Starting point is 00:13:28 It's just saying, oh, these are getting ready to fall out of arc, so we're going to take those into the next tier down instead of letting them fall all the way out to slower stable storage. Okay. So when L2 arc, quote, unquote, gets full, which means we're sort of at the end, so things get written in a round-robin fashion to all the available L2 arc devices. So if you have two L2 arc devices or four L2 arc devices,

Starting point is 00:14:03 they start writing in a rotor, round-robin fashion, and then when you get to the end, it just says, okay, let's just go back to the beginning. And then, you know, it starts back at the beginning with the new blocks that are being promoted, and it invalidates the old indexes to these in the headers. And, you know, so L2ARC is, if you have L2ARC in your system, it is constantly feeding something at some rate.

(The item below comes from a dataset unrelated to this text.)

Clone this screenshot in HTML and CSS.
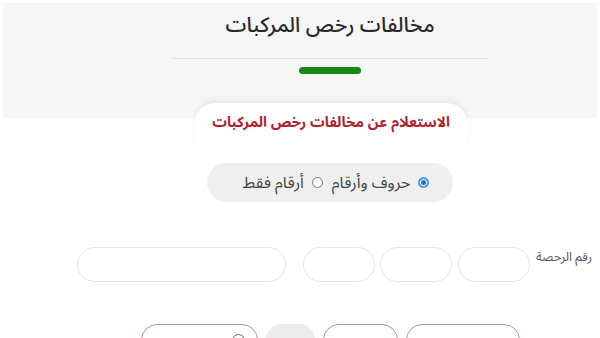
FILE: index.html
```html
<!DOCTYPE html>
<html lang="ar" dir="rtl">
<head>
<meta charset="utf-8">
<link rel="stylesheet" href="styles.css">
</head>
<body>
<header class="hero">
  <h1 class="hero-title">مخالفات رخص المركبات</h1>
  <div class="hero-line"></div>
  <div class="hero-bar"></div>
</header>
<main class="main">
  <div class="tab">الاستعلام عن مخالفات رخص المركبات</div>
  <div class="choice">
    <label class="opt"><span class="radio radio-on"></span>حروف وأرقام</label>
    <label class="opt"><span class="radio"></span>أرقام فقط</label>
  </div>
  <div class="plate-row">
    <span class="plate-label">رقم الرحصة</span>
    <span class="box box-sm"></span>
    <span class="box box-sm"></span>
    <span class="box box-sm"></span>
    <span class="box box-lg"></span>
  </div>
  <div class="actions">
    <span class="btn btn-wide">استعلام المخالفات</span>
    <span class="btn btn-mid">مسح</span>
    <span class="btn btn-gray"></span>
    <span class="btn btn-left"><span class="btn-ico"></span>طباعة</span>
  </div>
</main>
</body>
</html>
```

FILE: styles.css
```css
* { box-sizing: border-box; }
html, body { margin: 0; padding: 0; background: #fff; }
body {
  width: 600px;
  height: 338px;
  overflow: hidden;
  font-family: "Noto Sans Arabic", "DejaVu Sans", sans-serif;
  color: #333;
}
.hero {
  margin: 3px 3px 0;
  height: 115px;
  background: #f6f6f6;
  display: flex;
  flex-direction: column;
  align-items: center;
  padding-left: 60px;
}
.hero-title {
  margin: 8px 0 0;
  font-size: 21px;
  line-height: 28px;
  font-weight: 500;
  color: #2a2a2a;
}
.hero-line {
  margin-top: 19px;
  width: 316px;
  height: 1px;
  background: #e2e2e2;
}
.hero-bar {
  margin-top: 8px;
  width: 62px;
  height: 7px;
  border-radius: 4px;
  background: #178a17;
}
.main {
  display: flex;
  flex-direction: column;
  align-items: center;
}
.tab {
  margin-top: -15px;
  margin-left: 62px;
  width: 272px;
  height: 42px;
  border-radius: 20px 20px 0 0;
  background: #fff;
  box-shadow: 0 -3px 6px rgba(0,0,0,0.06);
  display: flex;
  align-items: center;
  justify-content: center;
  padding-bottom: 4px;
  font-size: 14.5px;
  font-weight: bold;
  color: #b3202e;
}
.choice {
  margin-top: 18px;
  margin-left: 60px;
  width: 246px;
  height: 39px;
  border-radius: 20px;
  background: #efefef;
  display: flex;
  align-items: center;
  justify-content: center;
  gap: 9px;
  padding-left: 12px;
  font-size: 16px;
  color: #444;
}
.opt { display: flex; align-items: center; gap: 8px; }
.radio {
  width: 11px;
  height: 11px;
  border-radius: 50%;
  border: 1px solid #777;
  background: #fff;
}
.radio-on {
  border: 2px solid #5b9be0;
  background: #1f6fd0;
  box-shadow: inset 0 0 0 1px #fff;
}
.plate-row {
  align-self: stretch;
  margin-top: 45px;
  padding-right: 8px;
  display: flex;
  align-items: flex-start;
}
.plate-label {
  margin-top: 1px;
  margin-left: 7px;
  width: 55px;
  font-size: 12.5px;
  line-height: 18px;
  color: #555;
  white-space: nowrap;
}
.box {
  height: 35px;
  border: 1px solid #e6e6e6;
  border-radius: 18px;
  background: #fff;
}
.box-sm { width: 72px; margin-left: 6px; }
.box-sm:nth-of-type(3) { margin-left: 5px; }
.box-sm:nth-of-type(4) { margin-left: 17px; }
.box-lg { width: 209px; }
.actions {
  margin-top: 42px;
  margin-left: 60px;
  display: flex;
  gap: 8px;
}
.btn {
  height: 32px;
  border: 1.5px solid #c08e8e;
  border-radius: 16px;
  display: flex;
  justify-content: center;
  padding-top: 8px;
  font-size: 12px;
  color: #555;
  white-space: nowrap;
}
.btn-wide { width: 114px; }
.btn-mid { width: 75px; }
.btn-gray { width: 49px; border: none; background: #ececec; }
.btn-left { width: 117px; gap: 6px; justify-content: flex-start; padding-right: 12px; }
.btn-ico {
  width: 13px;
  height: 13px;
  border: 1.5px solid #666;
  border-radius: 50%;
  margin-top: 1px;
}
```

Starting point is 00:14:32 And that's a lot of what we're going to talk about today is what do we feed it, how fast do we feed it, that kind of thing. Under what workload scenarios. Yes. Yes. So when there's no L2 arc, these just get reclaimed. And they disappear from main memory. They don't have another tier to go to, so they're going to be on your data VDEV.

Starting point is 00:15:00 They're going to be on your spending rest or whatever your slowest, whatever quote-unquote stable storage is in your system. So L2ARC is sort of making an effort to, instead of just dumping these all the way down to stable storage, L2ARC is making an effort to put some things in a middle tier that makes them maybe useful at some later time. Ideally, L2R should be based on what you're using it for, obviously, but that's kind of the old classic pyramid, right? We teach in computer sciences, you know, your CPU and your on-chip cache is at the very top,

Starting point is 00:15:47 but it's very small, and then your main memory is a little slower and a little bigger, and then your next tier is a little slower and a little bigger. So, yeah, that's conceptually the idea. Yes? Yes. If you keep writing the block, so the question was if you keep writing a block lots of times, does it end up being

Starting point is 00:16:25 just overwritten in L2ARC? There's two mechanisms to keep that from happening. There's the most frequently used list in ARC. If something is close to the top of these lists and something that you're hitting over and over again is going to be close to the top of this list, it's not going to get down here to the point where it's in L2 arc. And the other mechanism is if it's already in L2 arc, it's going to look up here and go, oh, I've already got that. So I'm not going to copy it again. So any block can be in three states. It can be either in arc only or L2 arc only.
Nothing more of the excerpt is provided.